The adage jack of all trades, master of none may be applicable to some ophthalmic companies but not to Carl Zeiss Meditec, Inc. (Dublin, CA), according to President and CEO James Taylor. During an interview with Cataract & Refractive Surgery Today, Mr. Taylor explained that it is not Zeiss' goal to grow for the sake of expansion or to attempt the impossible of excelling at the manufacture of every possible piece of equipment. Rather, the company draws on its strengths in order to create useful and valuable solutions for clinicians. "We provide something more than a box or a product," he said. Indeed, Zeiss' continued success seems to be based largely on the company's dedication to playing to its strengths and to taking the long view of the ophthalmic industry.
According to Mr. Taylor, Zeiss concentrates on technologies it can develop and to which it can add value. "[They must] fit with our mission as a technology innovator," he said. During the past 2 years, for example, one of the company's focuses has been on the evolution of the structural-imaging devices that it introduced, specifically the Stratus OCT and the Visante OCT (Figure 1). The role of those technologies has far exceeded the company's original anticipation. "If I told you what our early forecasts were for OCT [optical coherence tomography], it would be embarrassing, because they were far below where we've ended up," Mr. Taylor noted.
The success of OCT derives from Zeiss' work to develop commercially viable devices and a concurrent evolution in the market, Mr. Taylor said. For instance, advances in the vitreoretinal field, including the treatments for age-related macular degeneration, called for a technology that could noninvasively assess ocular anatomy. OCT fit the bill. In addition, Mr. Taylor commented, "As more and more people used the technology, they found out how useful it was not just as a diagnostic tool but also as a patient-education tool."

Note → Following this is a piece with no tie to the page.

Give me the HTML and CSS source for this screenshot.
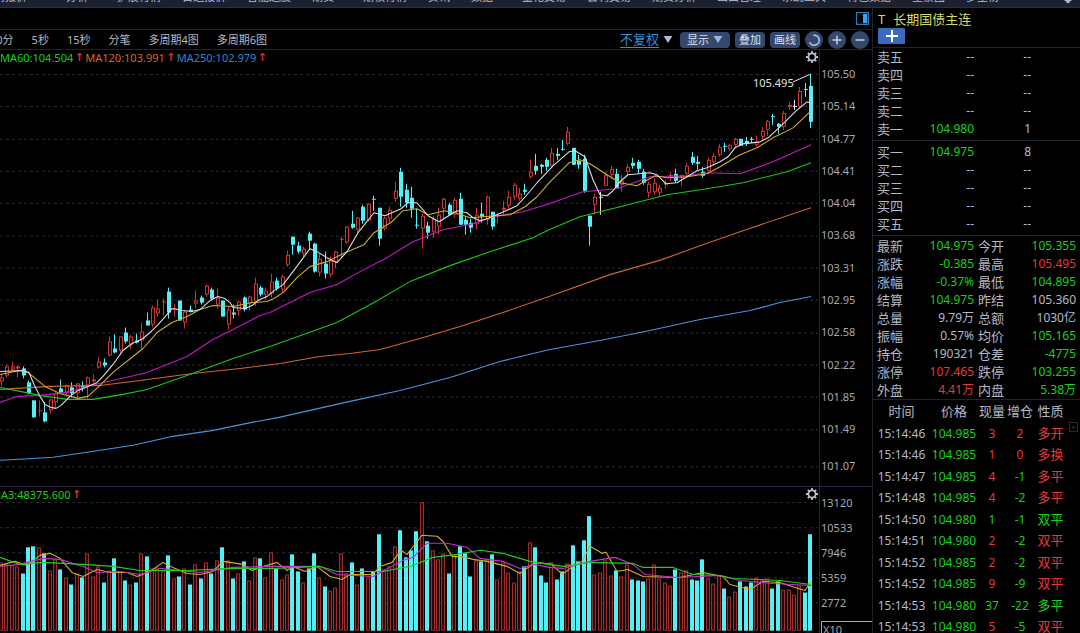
FILE: index.html
```html
<!DOCTYPE html>
<html lang="zh-CN">
<head>
<meta charset="utf-8">
<title>长期国债主连</title>
<link rel="stylesheet" href="styles.css">
</head>
<body>
<header class="menu">
  <nav class="menu-items">
    <a href="#">行情报价</a><a href="#" class="far">分析</a><a href="#" class="near">扩展行情</a><a href="#">自选报价</a><a href="#">智能选股</a><a href="#">期货</a><a href="#" class="near">期权行情</a><a href="#">资讯</a><a href="#">数据</a><a href="#" class="near">量化交易</a><a href="#">套利交易</a><a href="#">期货分析</a><a href="#">画面管理</a><a href="#">系统工具</a><a href="#">特色数据</a><a href="#">全景图</a><a href="#">多空榜</a>
  </nav>
  <svg class="menu-gear" viewBox="0 0 16 16"><circle cx="8" cy="8" r="5"/><path d="M8 12v4"/></svg>
</header>
<div class="workspace">
  <main class="chart">
    <div class="strip">
      <button class="plain" aria-label="侧栏"><svg class="side-icon" viewBox="0 0 14 14"><rect x=".7" y=".7" width="12.6" height="12.6" fill="none" stroke="#2b7fc0" stroke-width="1.3"/><rect x="7.5" y="2" width="4.5" height="10" fill="#3ba0f0"/></svg></button>
    </div>
    <div class="toolbar">
      <div class="periods">
        <button>30分</button><button>5秒</button><button>15秒</button><button>分笔</button><button>多周期4图</button><button>多周期6图</button>
      </div>
      <div class="tools">
        <button class="adjust"><span>不复权</span><svg class="caret" viewBox="0 0 10 8"><path d="M0 0h10L5 8z"/></svg></button>
        <button class="pill wide">显示<svg class="caret" viewBox="0 0 10 8"><path d="M0 0h10L5 8z"/></svg></button>
        <button class="pill">叠加</button>
        <button class="pill">画线</button>
        <button class="round" aria-label="还原"><svg viewBox="0 0 18 18"><path d="M8.5 4.2A5 5 0 1 1 4.6 11.2M8.5 4.2l2 .3"/></svg></button>
        <button class="round" aria-label="放大"><svg viewBox="0 0 18 18"><path d="M9 4.5v9M4.500 9h9"/></svg></button>
        <button class="round" aria-label="缩小"><svg viewBox="0 0 18 18"><path d="M4.500 9h9"/></svg></button>
      </div>
    </div>
    <section class="panel price">
      <div class="plot">
        <svg id="price-plot" viewBox="0 50 819 437" preserveAspectRatio="none"></svg>
        <div class="legend">
          <span class="ma60">MA60:104.504</span><i>↑</i><span class="ma120">MA120:103.991</span><i>↑</i><span class="ma250">MA250:102.979</span><i>↑</i>
        </div>
        <button class="plain gear" aria-label="设置"><svg viewBox="0 0 12 12"><circle cx="6" cy="6" r="3.600"/><path d="M6 0v2.400M6 9.600V12M0 6h2.400M9.600 6H12M1.800 1.800l1.600 1.600M8.600 8.600l1.600 1.600M10.200 1.800L8.600 3.400M3.400 8.600l-1.600 1.600"/></svg></button>
      </div>
      <div class="axis price-axis">
        <div class="ticks">
          <span>105.50</span><span>105.14</span><span>104.77</span><span>104.41</span><span>104.04</span><span>103.68</span><span>103.31</span><span>102.95</span><span>102.58</span><span>102.22</span><span>101.85</span><span>101.49</span>
        </div>
        <span class="last">101.07</span>
      </div>
    </section>
    <section class="panel volume">
      <div class="plot">
        <svg id="volume-plot" viewBox="0 488 819 145" preserveAspectRatio="none"></svg>
        <div class="legend vol-legend"><span class="ma60">MA3:48375.600</span><i>↑</i></div>
        <button class="plain gear" aria-label="设置"><svg viewBox="0 0 12 12"><circle cx="6" cy="6" r="3.600"/><path d="M6 0v2.400M6 9.600V12M0 6h2.400M9.600 6H12M1.800 1.800l1.600 1.600M8.600 8.600l1.600 1.600M10.200 1.800L8.600 3.400M3.400 8.600l-1.600 1.600"/></svg></button>
      </div>
      <div class="axis volume-axis">
        <span>13120</span><span>10533</span><span>7946</span><span>5359</span><span>2772</span>
        <span class="unit">X10</span>
      </div>
    </section>
  </main>
  <aside class="quote">
    <div class="title">
      <h1><span>T</span>长期国债主连</h1>
      <button class="add" aria-label="加自选"><svg viewBox="0 0 12 12"><path d="M6 0v12M0 6h12"/></svg></button>
    </div>
    <table class="book">
      <tr><th>卖五</th><td>--</td><td>--</td></tr>
      <tr><th>卖四</th><td>--</td><td>--</td></tr>
      <tr><th>卖三</th><td>--</td><td>--</td></tr>
      <tr><th>卖二</th><td>--</td><td>--</td></tr>
      <tr><th>卖一</th><td class="g">104.980</td><td>1</td></tr>
    </table>
    <table class="book buy">
      <tr><th>买一</th><td class="g">104.975</td><td>8</td></tr>
      <tr><th>买二</th><td>--</td><td>--</td></tr>
      <tr><th>买三</th><td>--</td><td>--</td></tr>
      <tr><th>买四</th><td>--</td><td>--</td></tr>
      <tr><th>买五</th><td>--</td><td>--</td></tr>
    </table>
    <table class="stats">
      <tr><th>最新</th><td class="g">104.975</td><th>今开</th><td class="g">105.355</td></tr>
      <tr><th>涨跌</th><td class="g">-0.385</td><th>最高</th><td class="r">105.495</td></tr>
      <tr><th>涨幅</th><td class="g">-0.37%</td><th>最低</th><td class="g">104.895</td></tr>
      <tr><th>结算</th><td class="g">104.975</td><th>昨结</th><td>105.360</td></tr>
      <tr><th>总量</th><td>9.79万</td><th>总额</th><td>1030亿</td></tr>
      <tr><th>振幅</th><td>0.57%</td><th>均价</th><td class="g">105.165</td></tr>
      <tr><th>持仓</th><td>190321</td><th>仓差</th><td class="g">-4775</td></tr>
      <tr><th>涨停</th><td class="r">107.465</td><th>跌停</th><td class="g">103.255</td></tr>
      <tr><th>外盘</th><td class="r">4.41万</td><th>内盘</th><td class="g">5.38万</td></tr>
    </table>
    <div class="trades">
      <table class="ticks-table">
        <thead><tr><th class="c-time">时间</th><th class="c-price">价格</th><th class="c-num">现量</th><th class="c-num">增仓</th><th class="c-kind">性质</th></tr></thead>
        <tbody>
          <tr><td>15:14:46</td><td class="g">104.985</td><td class="r">3</td><td class="r">2</td><td class="r k">多开</td></tr>
          <tr><td>15:14:46</td><td class="g">104.985</td><td class="r">1</td><td class="r">0</td><td class="r k">多换</td></tr>
          <tr><td>15:14:47</td><td class="g">104.985</td><td class="r">4</td><td class="g">-1</td><td class="r k">多平</td></tr>
          <tr><td>15:14:48</td><td class="g">104.985</td><td class="r">4</td><td class="g">-2</td><td class="r k">多平</td></tr>
          <tr><td>15:14:50</td><td class="g">104.980</td><td class="g">1</td><td class="g">-1</td><td class="g k">双平</td></tr>
          <tr><td>15:14:51</td><td class="g">104.980</td><td class="r">2</td><td class="g">-2</td><td class="r k">双平</td></tr>
          <tr><td>15:14:52</td><td class="g">104.985</td><td class="r">2</td><td class="g">-2</td><td class="r k">双平</td></tr>
          <tr><td>15:14:52</td><td class="g">104.985</td><td class="r">9</td><td class="g">-9</td><td class="r k">双平</td></tr>
          <tr><td>15:14:53</td><td class="g">104.980</td><td class="g">37</td><td class="g">-22</td><td class="g k">多平</td></tr>
          <tr><td>15:14:53</td><td class="g">104.980</td><td class="r">5</td><td class="g">-5</td><td class="r k">双平</td></tr>
        </tbody>
      </table>
      <div class="scroll"><button class="plain up" aria-label="上翻"><svg viewBox="0 0 10 10"><path d="M2.500 6.500L5 3.500l2.500 3z"/></svg></button></div>
    </div>
  </aside>
</div>
<script src="chart.js"></script>
</body>
</html>
```

FILE: styles.css
```css
* { box-sizing: border-box; }

body {
  margin: 0;
  height: 100vh;
  display: flex;
  flex-direction: column;
  overflow: hidden;
  background: #000;
  color: #b4b8c6;
  font-family: "Noto Sans", "Noto Sans CJK SC", sans-serif;
  font-size: 12px;
}

button {
  font: inherit;
  color: inherit;
  border: 0;
  padding: 0;
  background: none;
  white-space: nowrap;
}

.plain { display: block; line-height: 0; }

/* menu bar */
.menu {
  flex: none;
  height: 8px;
  display: flex;
  align-items: flex-end;
  justify-content: space-between;
  overflow: hidden;
  background: #1b2130;
  border-bottom: 1px solid #2b3040;
  padding: 0 4px 4px 0;
}
.menu-items { display: flex; gap: 21px; margin-left: -17px; }
.menu-items a {
  color: #b9bfce;
  font-size: 11px;
  line-height: 12px;
  text-decoration: none;
  white-space: nowrap;
}
.menu-items .far { margin-left: 18px; }
.menu-items .near { margin-left: 8px; }
.menu-gear { width: 16px; height: 16px; fill: #b9bfce; stroke: #b9bfce; stroke-width: 3; }

.workspace { flex: 1; min-height: 0; display: flex; }

/* chart side */
.chart { flex: 1; min-width: 0; display: flex; flex-direction: column; }
.strip {
  flex: none;
  height: 22px;
  display: flex;
  justify-content: flex-end;
  align-items: center;
  padding: 0 3px;
  border-bottom: 1px solid #20222c;
}
.side-icon { width: 13px; height: 13px; }
.toolbar {
  flex: none;
  height: 20px;
  display: flex;
  justify-content: space-between;
  align-items: center;
  border-bottom: 1px solid #20222c;
  padding-right: 3px;
}
.periods { display: flex; gap: 18px; margin-left: -10px; font-size: 11px; line-height: 18px; }
.tools { display: flex; align-items: center; gap: 5px; }
.adjust { display: flex; align-items: center; gap: 4px; font-size: 13px; color: #2f8fd6; margin-right: 2px; }
.adjust span { line-height: 16px; border-bottom: 1px solid #2f8fd6; }
.caret { width: 10px; height: 7px; fill: #b4b8d0; }
.pill {
  height: 16px;
  padding: 0 4px;
  border-radius: 4px;
  background: #34486e;
  color: #dde4f2;
  font-size: 11px;
  line-height: 16px;
}
.pill.wide { display: flex; align-items: center; gap: 4px; padding: 0 7px; }
.pill .caret { fill: #9fb4dc; }
.round { width: 18px; height: 18px; border-radius: 50%; background: #34486e; }
.round svg { display: block; fill: none; stroke: #c4cfe4; stroke-width: 1.5; }

.panel { display: flex; min-height: 0; }
.price { flex: 437 1 0; }
.volume { flex: 146 1 0; border-top: 1px solid #2c2b42; }
.plot { flex: 1; min-width: 0; position: relative; }
.plot > svg { position: absolute; width: 100%; height: 100%; }
.legend {
  position: absolute;
  top: 0;
  left: 0;
  display: flex;
  font-size: 11px;
  line-height: 15px;
  white-space: nowrap;
}
.legend i { width: 12px; text-align: center; font-style: normal; font-weight: 700; color: #e02b3c; font-family: "DejaVu Sans", sans-serif; }
.vol-legend { left: -9px; }
.ma60 { color: #14d314; }
.ma120 { color: #d8691f; }
.ma250 { color: #2f86d2; }
.gear { position: absolute; top: 1px; right: 1px; }
.gear svg { width: 12px; height: 12px; fill: none; stroke: #b9bfd0; stroke-width: 1.800; }
.axis {
  flex: none;
  width: 53px;
  border-left: 1px solid #24242f;
  padding-left: 1px;
  display: flex;
  flex-direction: column;
  overflow: hidden;
  color: #a6a8b4;
  font-size: 11px;
  line-height: 18px;
}
.price-axis { padding-top: 15px; padding-bottom: 11px; }
.ticks { flex: 1; display: flex; flex-direction: column; justify-content: space-between; }
.last { margin-top: 19px; }
.volume-axis { padding-top: 3px; line-height: 25px; }
.unit {
  flex: none;
  margin-top: 6px;
  padding-left: 1px;
  border: solid #a6a8b4;
  border-width: 1px 0 0 1px;
  line-height: 16px;
}

/* quote side */
.quote {
  flex: none;
  width: 208px;
  border-left: 1px solid #20222e;
  overflow: hidden;
  display: flex;
  flex-direction: column;
}
.title { height: 40px; flex: none; padding: 2px 5px; border-bottom: 1px solid #20222c; }
h1 { margin: 0; display: flex; gap: 8px; font-size: 13px; line-height: 18px; font-weight: 400; color: #d3d86a; }
.add { display: flex; align-items: center; justify-content: center; width: 27px; height: 16px; background: #3a6abf; border-radius: 1px; }
.add svg { width: 12px; height: 12px; stroke: #fff; stroke-width: 2; }

table { border-collapse: collapse; table-layout: fixed; flex: none; }
th, td { padding: 0; font-weight: 400; white-space: nowrap; line-height: 18px; height: 18px; }
th { font-size: 13px; }
.book, .stats { display: grid; border-bottom: 1px solid #20222c; padding: 0 4px; }
.book tbody, .stats tbody { display: block; }
.book tr { display: grid; grid-template-columns: 26px 71px 57px; }
.stats tr { display: grid; grid-template-columns: 26px 71px 30px 1fr; }
.book th, .stats th { text-align: left; }
.stats th + td + th { padding-left: 4px; }
.book td, .stats td { text-align: right; }
.book { height: 93px; }
.book.buy { height: 95px; padding-top: 2px; }
.stats { height: 164px; padding-top: 1px; }

.g { color: #16d116; }
.r { color: #e23a3a; }
.k { font-size: 13px; }

.trades { flex: 1; min-height: 0; display: flex; justify-content: space-between; }
.ticks-table { width: 194px; }
.ticks-table th, .ticks-table td { text-align: center; height: 22px; line-height: 21px; }
.ticks-table tr:nth-child(even) td { height: 21px; }
.c-time { width: 57px; }
.c-price { width: 48px; }
.c-num { width: 28px; }
.c-kind { width: 33px; }
.scroll { padding: 22px 2px 0 0; }
.up svg { width: 9px; height: 10px; fill: #3a3a42; border: 1px solid #2a2a30; }
```

FILE: chart.js
```js
const NS = "http://www.w3.org/2000/svg";
const STEP = 5.395;
const CYAN = "#54f0f8";
const RED = "#d03434";

// kind, high, body top, body bottom, low
const candles = `r 375 378 382 387;r 365 367 376 378;r 362 367 370 372;r 366 367 369 378;c 367 369 376 379;c 381 383 394 395;c 401 401 418 418;r 401 411 412 417;c 403 413 422 423;r 400 400 411 414;
r 393 394 403 408;c 380 389 393 394;r 385 386 393 395;c 383 388 394 398;r 384 384 394 399;c 382 386 388 392;r 377 378 386 399;r 375 380 382 383;r 358 362 368 369;c 359 363 366 368;
r 337 342 356 357;c 335 349 353 354;r 337 337 351 355;c 328 333 342 344;r 335 337 345 349;c 334 341 343 344;r 323 332 341 349;c 313 321 326 326;r 306 308 325 328;r 300 309 314 317;
r 299 302 303 316;c 288 292 313 319;r 304 309 310 317;c 301 301 321 321;r 311 312 323 329;c 306 310 312 313;r 291 301 304 309;c 296 298 303 305;r 285 286 295 297;c 288 290 299 301;
r 289 298 305 309;c 301 301 317 317;r 307 310 325 330;c 305 313 315 319;r 301 302 311 316;c 297 298 310 312;r 296 297 304 311;r 278 284 302 306;c 286 288 295 297;r 288 291 295 300;
r 274 282 294 298;c 278 281 289 291;r 275 277 290 293;r 251 255 265 267;c 237 237 245 255;c 242 246 252 254;r 247 249 254 257;c 232 234 241 250;c 243 244 272 273;r 254 259 273 277;
c 252 264 274 279;r 257 261 275 277;r 251 252 262 269;r 237 239 240 258;r 226 227 243 244;c 211 224 228 229;r 217 218 230 232;c 205 207 221 224;r 204 204 221 222;c 196 199 200 211;
c 208 208 239 246;r 217 218 229 231;r 207 210 219 223;r 182 191 199 202;c 168 172 197 207;c 184 190 203 208;c 187 198 209 218;c 209 225 226 229;r 214 216 229 249;c 222 226 233 239;
r 216 219 232 238;r 208 215 227 235;r 198 199 209 219;c 203 205 215 216;r 198 200 215 218;c 193 199 225 225;c 217 220 225 235;c 219 223 228 233;r 208 215 224 230;c 203 214 217 223;
r 196 197 220 225;c 212 212 227 230;r 213 216 217 224;r 201 208 210 215;r 191 197 206 209;r 183 185 197 200;r 188 194 199 201;c 184 190 192 195;r 160 172 177 179;c 154 166 171 175;
c 164 165 167 174;c 158 160 167 171;r 148 153 166 168;c 148 154 156 160;c 140 149 150 151;r 127 132 144 145;c 148 148 165 165;c 155 161 165 169;c 155 159 191 193;c 216 216 227 246;
r 194 197 205 215;w 192 197 198 215;r 172 175 186 186;r 166 169 175 179;c 169 174 188 188;r 175 181 185 192;r 164 167 172 176;c 158 163 166 169;c 160 162 169 174;c 169 172 183 185;
r 182 184 193 198;r 179 183 192 195;r 185 188 193 197;r 180 183 185 189;r 172 175 177 181;c 169 174 181 183;r 175 175 178 186;r 163 166 174 177;c 152 157 163 165;c 156 162 164 170;
c 167 172 176 178;r 158 160 171 173;r 153 156 162 166;r 144 147 155 157;c 143 146 147 152;r 144 145 149 151;r 138 139 145 147;c 139 139 146 146;c 137 141 144 146;c 137 139 140 143;
r 136 142 145 147;r 127 131 137 140;r 120 121 130 136;c 114 116 117 125;c 123 124 127 134;r 111 113 127 130;r 102 105 107 110;w 100 106 107 110;r 87 91 107 109;c 83 89 90 97;c 74 86 122 128`
  .split(";").map(row => {
    const [kind, ...n] = row.trim().split(" ");
    return [kind, ...n.map(Number)];
  });

const volumes = `563 565 566 567 574 548 547 548 554 571 560 570 578 585 574 578 554 577 567 583
571 559 572 581 585 583 554 557 569 568 571 556 579 577 569 585 565 579 563 574
561 548 561 579 574 562 581 558 559 578 553 569 580 575 555 572 583 569 554 578
587 591 588 554 574 563 585 569 578 572 535 570 567 547 531 558 551 532 503 542
551 560 554 574 556 547 554 577 561 562 560 555 580 563 573 583 572 567 543 548
576 583 563 580 572 564 546 562 541 517 575 573 561 576 571 577 565 580 581 582
579 565 579 583 586 570 573 571 580 581 560 579 584 576 589 597 592 582 587 583
578 580 579 589 582 590 590 595 586 593 535`.split(/\s+/).map(Number);

const priceLines = {
  "#4a94e0": "0,461 20,460 53,458 87,453 133,446 173,437 213,431 247,424 279,418 350,402 400,391 450,378 500,362 550,350 600,341 650,331 700,320 750,311 780,303 811,297",
  "#d0662c": "0,390 50,387 100,386 140,381 193,374 240,369 280,364 320,357 350,354 380,350 420,339 460,327 500,314 549,297 610,275 662,260 700,246 740,232 811,208",
  "#18c818": "0,388 20,392 40,396 67,400 93,400 123,395 147,390 187,376 233,359 270,347 337,323 374,303 410,282 450,266 490,252 533,238 549,230 580,217 620,207 667,195 707,189 743,183 787,172 811,163",
  "#c818c8": "0,403 17,397 40,396 67,393 90,386 117,380 147,373 167,365 187,357 213,340 233,330 260,316 270,313 310,293 337,285 360,272 387,258 413,242 443,230 473,224 493,217 523,212 549,204 583,192 617,189 650,177 687,176 707,173 740,174 773,162 811,145",
  "#d2ae28": "0,375 20,371 28,373 45,387 60,394 78,399 88,397 100,386 113,373 133,357 143,349 157,333 172,323 187,317 200,310 213,306 233,307 252,303 267,302 274,299 283,293 298,277 310,267 327,262 345,253 364,245 374,233 392,222 403,211 417,209 428,215 445,211 455,213 470,218 483,217 510,215 525,207 537,197 549,183 569,163 580,160 590,164 607,175 620,183 637,186 655,176 667,178 687,177 707,174 720,167 740,155 757,148 773,138 793,128 810,112",
  "#e0dce0": "0,372 23,371 29,373 34,385 40,397 45,405 51,408 56,409 61,406 70,397 78,391 88,387 97,383 103,377 113,365 123,351 132,344 137,342 143,339 150,333 158,325 167,315 172,309 183,311 192,312 200,310 210,301 218,297 225,299 230,303 233,308 245,309 252,306 258,301 267,297 274,291 283,285 293,272 310,249 317,252 327,258 337,263 347,252 358,233 374,213 385,216 401,209 408,203 417,203 428,216 439,222 447,217 457,211 467,213 473,218 480,221 487,219 497,215 517,206 527,195 537,183 553,166 569,152 575,151 585,157 593,180 600,195 607,196 613,191 620,182 628,175 650,173 657,175 666,184 677,183 687,177 697,171 707,168 720,162 728,157 735,148 743,144 760,142 768,138 780,127 795,112 807,102 811,103"
};

const volumeLines = {
  "#d2ae28": "0,566 15,562 27,566 40,556 50,554 60,559 72,573 83,577 97,570 110,573 127,573 137,577 150,572 163,563 173,568 187,574 200,575 213,572 223,562 243,565 252,571 263,567 277,563 287,571 293,567 305,572 317,567 330,577 342,580 350,575 373,575 380,567 392,563 401,551 407,555 422,536 437,537 443,542 452,557 465,558 473,560 487,562 507,567 520,574 535,563 552,565 562,575 573,567 582,562 590,547 602,554 606,553 617,572 628,570 643,577 680,578 703,573 723,577 730,585 750,590 763,582 780,583 795,588 805,591 811,582",
  "#c830c8": "0,567 20,565 43,559 60,560 83,567 97,573 120,572 140,575 160,569 200,573 233,568 270,567 320,567 337,575 373,577 403,561 413,558 427,544 447,544 467,548 480,559 503,562 520,569 535,565 549,568 563,569 590,562 615,558 633,565 645,575 677,578 720,576 740,581 773,584 811,586",
  "#20d020": "0,558 20,565 43,563 83,565 113,567 140,571 187,571 233,569 275,569 320,567 337,572 383,572 410,567 433,558 457,555 480,551 503,554 530,562 549,565 563,567 590,563 633,564 643,568 673,568 693,575 720,576 733,579 780,581 811,585"
};

function draw(svg, tag, attrs) {
  const el = document.createElementNS(NS, tag);
  for (const key in attrs) el.setAttribute(key, attrs[key]);
  svg.appendChild(el);
  return el;
}

function grid(svg, levels) {
  for (const y of levels) {
    draw(svg, "path", { d: `M0 ${y + 0.5}H818`, stroke: "#292d30", "stroke-dasharray": "3 3" });
  }
}

function lines(svg, set) {
  for (const color in set) {
    draw(svg, "polyline", { points: set[color], fill: "none", stroke: color, "stroke-width": 1.1, "stroke-linejoin": "round" });
  }
}

function box(svg, x, top, bottom, fill, stroke) {
  draw(svg, "rect", { x: x + 0.5, y: top + 0.5, width: 3, height: Math.max(bottom - top - 1, 1), fill, stroke });
}

const price = document.getElementById("price-plot");
grid(price, [74, 106, 139, 171, 203, 236, 268, 300, 333, 365, 397, 430, 467]);
candles.forEach(([kind, high, top, bottom, low], i) => {
  const x = Math.round(2 + STEP * i);
  const color = kind === "r" ? RED : kind === "c" ? CYAN : "#e8e8e8";
  draw(price, "rect", { x: x - 1, y: high, width: 1, height: low - high, fill: color });
  if (kind === "r" && bottom - top > 2) box(price, x - 2, top, bottom, "#000", RED);
  else draw(price, "rect", { x: x - 2, y: top, width: 4, height: bottom - top, fill: color });
});
lines(price, priceLines);
draw(price, "path", { d: "M793 82L811 74", stroke: "#e0e0e0" });
draw(price, "text", { x: 753, y: 87, fill: "#e0e0e0", "font-size": 11 }).textContent = "105.495";

const volume = document.getElementById("volume-plot");
grid(volume, [503, 528, 553, 578, 603]);
volumes.forEach((top, i) => {
  const x = Math.round(1 + STEP * i) - 2;
  if (candles[i][0] === "c") draw(volume, "rect", { x, y: top, width: 4, height: 631 - top, fill: CYAN });
  else box(volume, x, top, 631, "#2c0707", "#a02c2c");
});
lines(volume, volumeLines);
```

Understanding the company's emphasis on adding value is what makes Zeiss' decision to bring an excimer laser to a US market already brimming with options comprehensible. The idea was that the MEL 80 (approved myopic treatment range of ≤ 7.00 D sphere, ≤ 3.00 D cylinder, and a maximum manifest refraction spherical equivalent ≤ -7.00 D) would offer advantages over available excimer laser platforms. One of these, Mr. Taylor stated, was more efficient workflow through short ablation times. Additionally, Zeiss continues to develop its Visumax femtosecond laser system. Mr. Taylor explained that the company has moved beyond conceptualization to demonstrating the feasibility of a flapless laser refractive procedure. Now, the company is evaluating how predictable and noninvasive an all-femtosecond operation can be and how the results compare with those of other refractive surgical modalities. "The femtosecond procedure that we have demonstrated involves creating a lenticule and then extracting that tissue," Mr. Taylor said.
Will Zeiss enter the IOL market in the US? According to Mr. Taylor, market research by the company indicates that it would be a welcome player on the scene but that it could not enter the field without bona fide innovations. If the company decides to focus on developing an IOL, Mr. Taylor said, it would be drawing on its recognized strength in the areas of optics and diagnostics. Ultimately, however, such a move will occur only if the company determines that it can deliver an IOL that offers to US surgeons and patients a clear advantage over existing lenses.
THE ROLE OF CONSOLIDATION
A fascinating aspect of the ophthalmic industry, said Mr. Taylor, is that new small companies spring up as fast as the field consolidates. Regarding whether consolidation is good or bad, he stated that it provides the infrastructure and logistics that allow technological evolution to occur. "It is the only way right now to be able to get through the regulatory, distribution, clinical, and interconnectivity investments that are going to be required," he said.
Encouraged to forecast possible consolidation in the IOL market during the next 2 years, Mr. Taylor acknowledged that even today's big players have weaknesses. If another major company sought to enter the field, he said, it would likely attempt to acquire one of the existing share leaders. Because its ophthalmic business is one of Zeiss' top strategic priorities, he thought its acquisition by another company unlikely.
Whatever future plans Zeiss may have, its history indicates that it will continue to develop its existing products in accordance with clinicians' and surgeons' needs. That may mean investigating new applications for a product or integrating multiple components into a coordinated portfolio. The introduction of new equipment or products will depend on whether the company can provide something that offers a clear improvement over existing options or that will make physicians more effective in the OR or clinic.